Review these Treasure Workflow prerequisites and limitations to understand what you can and cannot accomplish with workflows.
Before you start creating a Treasure Workflow, you must have a database and table in Treasure Data.
Treasure Workflow is based on Digdag, but following features are not supported:
td> operator's download_file parameter for downloading query results locally. Instead, use the Treasure Data result export functionality
sh> for running shell scripts
rb> for running ruby scripts
embulk> for running arbitrary Embulk jobs (but you can use td_load> for importing bulk data into Treasure Data)
emr> for running Amazon EMR jobs
param_get> for getting persistent data from ParamServer and set it as a value of store parameters
param_set> for setting a value into a ParamServer as persistent data
py> is the only supported custom script.
TD Workflow is designed to provide a scalable and flexible solution for managing your data pipelines in a cloud-hosted environment.
To ensure optimal and fair processing, the following limits exist:
A maximum of 30 tasks are running concurrently per account. All other tasks get queued and are issued on a first-come-first-served basis.
The maximum size of a project archive is 10 MB.
12,000 Saved Workflows. Over 12,000, and not all workflows will load within our Workflow UI. They are still accessible via CLI.
The maximum total number of tasks in an attempt is 1,000.

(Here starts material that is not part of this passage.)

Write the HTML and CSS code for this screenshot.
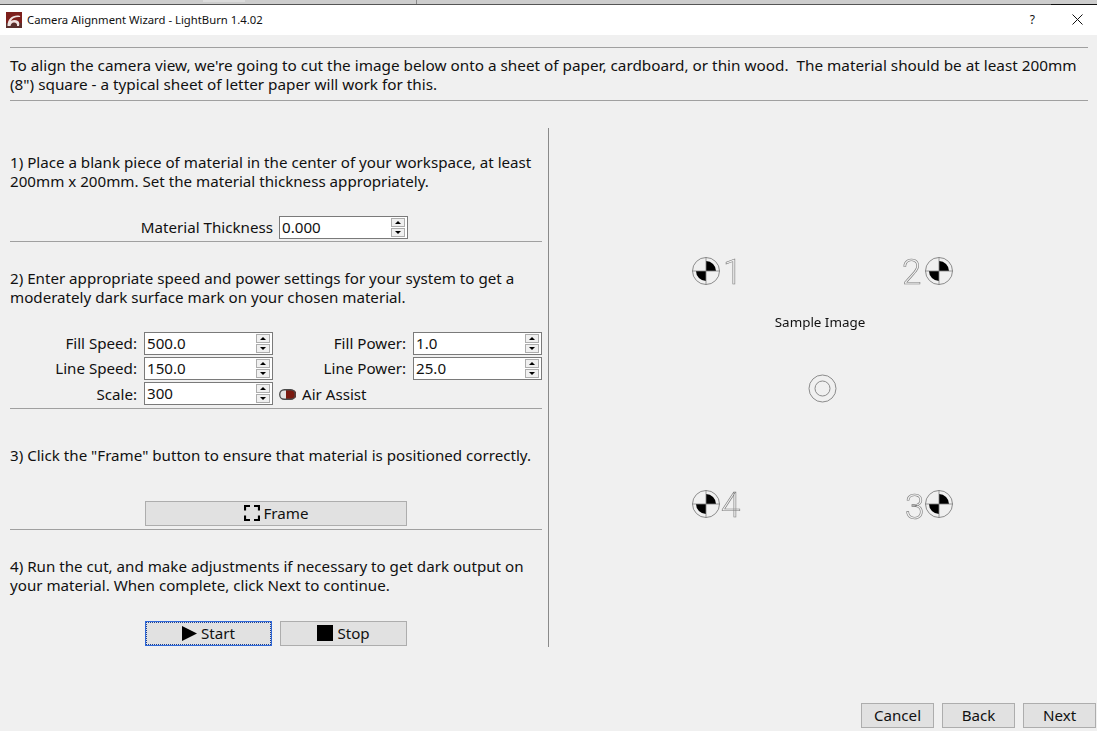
FILE: index.html
```html
<!DOCTYPE html>
<html lang="en">
<head>
<meta charset="utf-8">
<title>Camera Alignment Wizard - LightBurn 1.4.02</title>
<link rel="stylesheet" href="styles.css">
</head>
<body>
<div class="window">
  <div class="strip"><span class="strip-tab"></span><span class="strip-tick"></span><span class="strip-end"></span></div>
  <header class="titlebar">
    <svg class="app-icon" viewBox="0 0 16 16"><rect width="16" height="16" fill="#7d1f1c"/><rect y="11" width="16" height="5" fill="#5a2f2c"/><path d="M1.500 14 C1.500 7 6 3 12.500 3.500 C14 3.600 14.500 4.500 14 5 C10 4.500 6 6 5 9 C7 7.500 10 7.500 12 9 C13.500 10.200 13.500 12 13 14 L11 14 C11.500 12 10 10.500 8 10.500 C6 10.500 5 12 4.500 14 Z" fill="#f0e4e2"/></svg>
    <span class="title">Camera Alignment Wizard - LightBurn 1.4.02</span>
    <span class="help">?</span>
    <svg class="close" viewBox="0 0 11 11"><path d="M.5.500 10.500 10.500M10.500.500 .5 10.500" stroke="#111" stroke-width="1" fill="none"/></svg>
  </header>
  <main class="content">
    <section class="intro">
      <p>To align the camera view, we're going to cut the image below onto a sheet of paper, cardboard, or thin wood.&nbsp; The material should be at least 200mm (8") square - a typical sheet of letter paper will work for this.</p>
    </section>
    <div class="columns">
      <div class="steps">
        <section class="step step-1">
          <p>1) Place a blank piece of material in the center of your workspace, at least 200mm x 200mm. Set the material thickness appropriately.</p>
          <div class="thickness">
            <label class="field-label">Material Thickness</label>
            <div class="spin"><span class="spin-value">0.000</span><span class="arrows"><i class="up"></i><i class="down"></i></span></div>
          </div>
        </section>
        <section class="step step-2">
          <p>2) Enter appropriate speed and power settings for your system to get a moderately dark surface mark on your chosen material.</p>
          <div class="settings">
            <label class="field-label">Fill Speed:</label>
            <div class="spin"><span class="spin-value">500.0</span><span class="arrows"><i class="up"></i><i class="down"></i></span></div>
            <label class="field-label">Fill Power:</label>
            <div class="spin"><span class="spin-value">1.0</span><span class="arrows"><i class="up"></i><i class="down"></i></span></div>
            <label class="field-label">Line Speed:</label>
            <div class="spin"><span class="spin-value">150.0</span><span class="arrows"><i class="up"></i><i class="down"></i></span></div>
            <label class="field-label">Line Power:</label>
            <div class="spin"><span class="spin-value">25.0</span><span class="arrows"><i class="up"></i><i class="down"></i></span></div>
            <label class="field-label label-low">Scale:</label>
            <div class="spin"><span class="spin-value">300</span><span class="arrows"><i class="up"></i><i class="down"></i></span></div>
            <div class="air">
              <svg class="toggle" viewBox="0 0 17 11"><path d="M8 1.500H4.500a4 4 0 0 0 0 8H8z" fill="#e4e4e4"/><path d="M7 .8h6a4.700 4.700 0 0 1 0 9.400H7z" fill="#7a1a10"/><rect x=".75" y=".75" width="15.500" height="9.500" rx="4.500" fill="none" stroke="#4a4a4a" stroke-width="1.300"/></svg>
              <span>Air Assist</span>
            </div>
          </div>
        </section>
        <section class="step step-3">
          <p>3) Click the "Frame" button to ensure that material is positioned correctly.</p>
          <button class="btn btn-frame" type="button">
            <svg class="ico-frame" viewBox="0 0 16 16"><path d="M1 5.500V1h5M10 1h5v4.500M15 10.500V15h-5M6 15H1v-4.500" fill="none" stroke="#000" stroke-width="2.200"/></svg>
            <span>Frame</span>
          </button>
        </section>
        <section class="step step-4">
          <p>4) Run the cut, and make adjustments if necessary to get dark output on your material. When complete, click Next to continue.</p>
          <div class="run-row">
            <button class="btn btn-run focused" type="button">
              <svg class="ico-play" viewBox="0 0 15 15"><path d="M0 0 15 7.500 0 15z" fill="#000"/></svg><span>Start</span>
            </button>
            <button class="btn btn-run" type="button">
              <svg class="ico-stop" viewBox="0 0 16 16"><rect width="16" height="16" fill="#000"/></svg><span>Stop</span>
            </button>
          </div>
        </section>
      </div>
      <div class="preview">
        <svg class="sample" viewBox="0 0 548 519" aria-label="Sample Image">
          <defs>
            <g id="target">
              <path d="M0 0V-10A10 10 0 0 1 10 0Z" fill="#000"/>
              <path d="M0 0V10A10 10 0 0 1-10 0Z" fill="#000"/>
              <circle r="13.500" fill="none" stroke="#808080" stroke-width=".9"/>
              <path d="M-14 0H14M0-14V14" stroke="#808080" stroke-width=".8"/>
            </g>
          </defs>
          <use href="#target" x="157" y="143"/>
          <use href="#target" x="390" y="143"/>
          <use href="#target" x="157" y="376"/>
          <use href="#target" x="390" y="376"/>
          <text class="digit" x="174" y="156">1</text>
          <text class="digit" x="353" y="156">2</text>
          <text class="digit" x="172" y="389">4</text>
          <text class="digit" x="356" y="391">3</text>
          <text class="caption" x="271" y="199" text-anchor="middle">Sample Image</text>
          <circle cx="273.500" cy="260.500" r="13.500" fill="none" stroke="#808080" stroke-width=".9"/>
          <circle cx="273.500" cy="260.500" r="7.500" fill="none" stroke="#808080" stroke-width=".9"/>
        </svg>
      </div>
    </div>
  </main>
  <footer class="footer">
    <button class="btn btn-foot" type="button">Cancel</button>
    <button class="btn btn-foot" type="button">Back</button>
    <button class="btn btn-foot" type="button">Next</button>
  </footer>
</div>
</body>
</html>
```
FILE: styles.css
```css
* { box-sizing: border-box; }
html, body { margin: 0; height: 100%; }
body {
  background: #f0f0f0;
  color: #111;
  font-family: "Noto Sans", "Open Sans", "Liberation Sans", sans-serif;
  font-size: 15.15px;
  overflow: hidden;
}
p { margin: 0; line-height: 19px; }
.window { width: 1097px; height: 731px; display: flex; flex-direction: column; }
.strip {
  height: 5px; flex: none; background: #cdcdcd; border-bottom: 1px solid #555;
  display: flex;
}
.strip-tab { width: 42px; height: 2px; margin-left: 203px; background: #dcdcdc; }
.strip-tick { width: 1px; height: 4px; margin-left: 171px; background: #8a8a8a; }
.strip-end { width: 46px; height: 5px; margin-left: auto; background: #cdcdcd; border-bottom: 1px solid #111; }
.titlebar {
  height: 30px; flex: none; background: #fff;
  display: flex; align-items: center;
  padding: 0 14px 1px 6px;
  font-size: 11.3px;
}
.app-icon { width: 16px; height: 16px; flex: none; }
.title { margin-left: 5px; flex: 1; }
.help { font-size: 12px; margin-right: 37px; }
.close { width: 11px; height: 11px; flex: none; }
.content { flex: 1; padding: 12px 9px 0 10px; display: flex; flex-direction: column; min-height: 0; }
.intro { border-top: 1px solid #a0a0a0; border-bottom: 1px solid #a0a0a0; height: 54px; padding-top: 8px; font-size: 15.3px; }
.columns { display: flex; margin-top: 27px; }
.steps { width: 532px; flex: none; }
.step-1 { height: 114px; border-bottom: 1px solid #a0a0a0; padding-top: 25px; }
.step-2 { height: 167px; border-bottom: 1px solid #a0a0a0; padding-top: 27px; }
.step-3 { height: 121px; border-bottom: 1px solid #a0a0a0; padding-top: 37px; }
.step-4 { padding-top: 27px; }
.thickness { display: flex; justify-content: flex-end; align-items: center; gap: 6px; margin-top: 25px; padding-right: 134px; }
.thickness .spin { width: 129px; }
.settings {
  display: grid;
  grid-template-columns: 127px 129px 126px 129px;
  column-gap: 7px;
  row-gap: 2px;
  margin-top: 25px;
}
.field-label { text-align: right; line-height: 23px; white-space: nowrap; }
.label-low { padding-top: 1px; }
.spin {
  height: 23px; background: #fff; border: 1px solid #7a7a7a;
  display: flex; align-items: center; justify-content: space-between;
  padding: 0 1px 0 2px;
}
.spin-value { line-height: 21px; }
.arrows { display: flex; flex-direction: column; gap: 1px; width: 14px; margin-right: 1px; }
.arrows i { display: block; height: 9px; background: #f0f0f0; border: 1px solid #adadad; position: relative; }
.arrows i::after {
  content: ""; position: absolute; left: 3px; border-left: 3px solid transparent; border-right: 3px solid transparent;
}
.arrows .up::after { top: 2px; border-bottom: 3px solid #000; }
.arrows .down::after { top: 2px; border-top: 3px solid #000; }
.air { display: flex; align-items: center; gap: 6px; margin-left: -1px; line-height: 23px; padding-top: 1px; }
.toggle { width: 17px; height: 11px; flex: none; }
.btn {
  font: inherit; color: #111; background: #e1e1e1; border: 1px solid #adadad;
  height: 25px; padding: 0 0 1px; display: flex; align-items: center; justify-content: center; gap: 3px;
}
.btn-frame { width: 262px; margin: 36px 0 0 135px; gap: 4px; }
.ico-frame { width: 16px; height: 16px; }
.run-row { display: flex; gap: 8px; margin: 26px 0 0 135px; }
.btn-run { width: 127px; gap: 4px; }
.focused { border: 1px solid #2f68d8; outline: 1px dotted #1d3f90; outline-offset: -2px; }
.ico-play { width: 15px; height: 15px; }
.ico-stop { width: 16px; height: 16px; }
.preview { flex: 1; border-left: 1px solid #8a8a8a; margin-left: 6px; height: 519px; margin-right: -9px; }
.sample { display: block; width: 548px; height: 519px; will-change: transform; }
.digit { font-family: Roboto, "Liberation Sans", sans-serif; font-size: 35px; font-weight: 300; fill: none; stroke: #7c7c7c; stroke-width: .6; }
.caption { font-size: 13.4px; fill: #111; }
.footer { flex: none; display: flex; justify-content: flex-end; gap: 8px; padding: 0 1px 3px 0; }
.btn-foot { width: 73px; }
```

The maximum length of a task's full name is 640 bytes.
Maximum attempts per account are:
US - 200
Tokyo - 200
EU - 300
All other regions - 100
The period of time until a running task is killed is 1 day (24 hours).
The period of time until a running attempt is killed is 7 days.
The maximum response size for a td> task is 4 MB.
The maximum response size for a http> task is 1 MB.
The maximum response size for a http_call> task is 2 MB.
The maximum output size for a py> task (Custom Scripts), including exported variables and any generated tasks, is 36 MB.
The total response size for a td_for_each> task is 16 MB.
For better performance of the TD Console Workflow, try to stay below the following limits:
200 Saved Workflows
400 Tasks in a Workflow
These limits are subject to change if there are changes to the configuration of Treasure Data capacity.